TF-Keras implementation of TRIQ as described in Transformer for Image Quality Assessment.

Installation

  1. Clone this repository.
  2. Install required Python packages. The code is developed by PyCharm in Python 3.7. The requirements.txt document is generated by PyCharm, and the code should also be run in latest versions of the packages.

Training a model

An example of training TRIQ can be seen in train/train_triq.py. Argparser should be used, but the authors prefer to use dictionary with parameters being defined. It is easy to convert to take arguments. In principle, the following parameters can be defined:

args = {}
args['multi_gpu'] = 0 # gpu setting, set to 1 for using multiple GPUs
args['gpu'] = 0  # If having multiple GPUs, specify which GPU to use

args['result_folder'] = r'..\databases\experiments' # Define result path
args['n_quality_levels'] = 5  # Choose between 1 (MOS prediction) and 5 (distribution prediction)
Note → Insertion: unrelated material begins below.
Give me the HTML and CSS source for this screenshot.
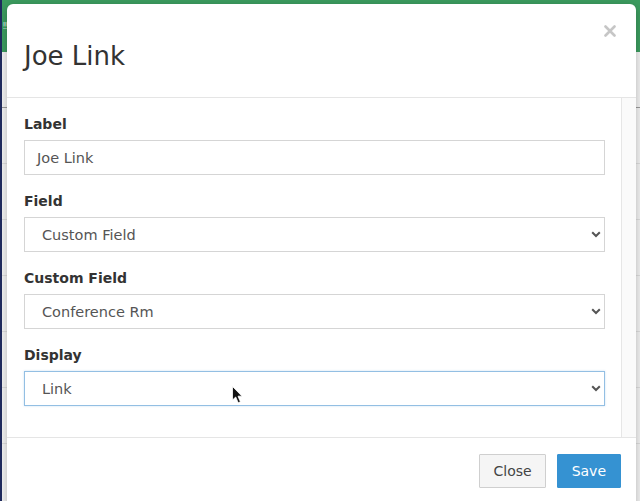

args['transformer_params'] = [2, 32, 8, 64]

args['train_folders'] =  # Define folders containing training images
    [
    r'..\databases\train\koniq_normal',
    r'..\databases\train\koniq_small',
    r'..\databases\train\live'
    ]
args['val_folders'] =  # Define folders containing testing images
    [
    r'..\databases\val\koniq_normal',
    r'..\databases\val\koniq_small',
    r'..\databases\val\live'
    ]
args['koniq_mos_file'] = r'..\databases\koniq10k_images_scores.csv'  # MOS (distribution of scores) file for KonIQ database
args['live_mos_file'] = r'..\databases\live_mos.csv'   # MOS (standard distribution of scores) file for LIVE-wild database

args['backbone'] = 'resnet50' # Choose from ['resnet50', 'vgg16']
args['weights'] = r'...\pretrained_weights\resnet50_weights_tf_dim_ordering_tf_kernels_notop.h5'  # Define the path of ImageNet pretrained weights
args['initial_epoch'] = 0  # Define initial epoch for use in fine-tune

args['lr_base'] = 1e-4 / 2  # Define the back learning rate in warmup and rate decay approach
args['lr_schedule'] = True  # Choose between True and False, indicating if learning rate schedule should be used or not
args['batch_size'] = 32  # Batch size, should choose to fit in the GPU memory
args['epochs'] = 120  # Maximal epoch number, can set early stop in the callback or not

args['image_aug'] = True # Choose between True and False, indicating if image augmentation should be used or not

Predict image quality using the trained model

After TRIQ has been trained, and the weights have been stored in h5 file, it can be used to predict image quality with arbitrary sizes,

    args = {}
    args['n_quality_levels'] = 5
    args['backbone'] = 'resnet50'
    args['weights'] = r'..\\TRIQ.h5'
    model = create_triq_model(n_quality_levels=args['n_quality_levels'],
                              backbone=args['backbone'],])
    model.load_weights(args['weights'])

And then use ModelEvaluation to predict quality of image set.

In the "examples" folder, an example script examples\image_quality_prediction.py is provided to use the trained weights to predict quality of example images. In the "train" folder, an example script train\validation.py is provided to use the trained weights to predict quality of images in folders.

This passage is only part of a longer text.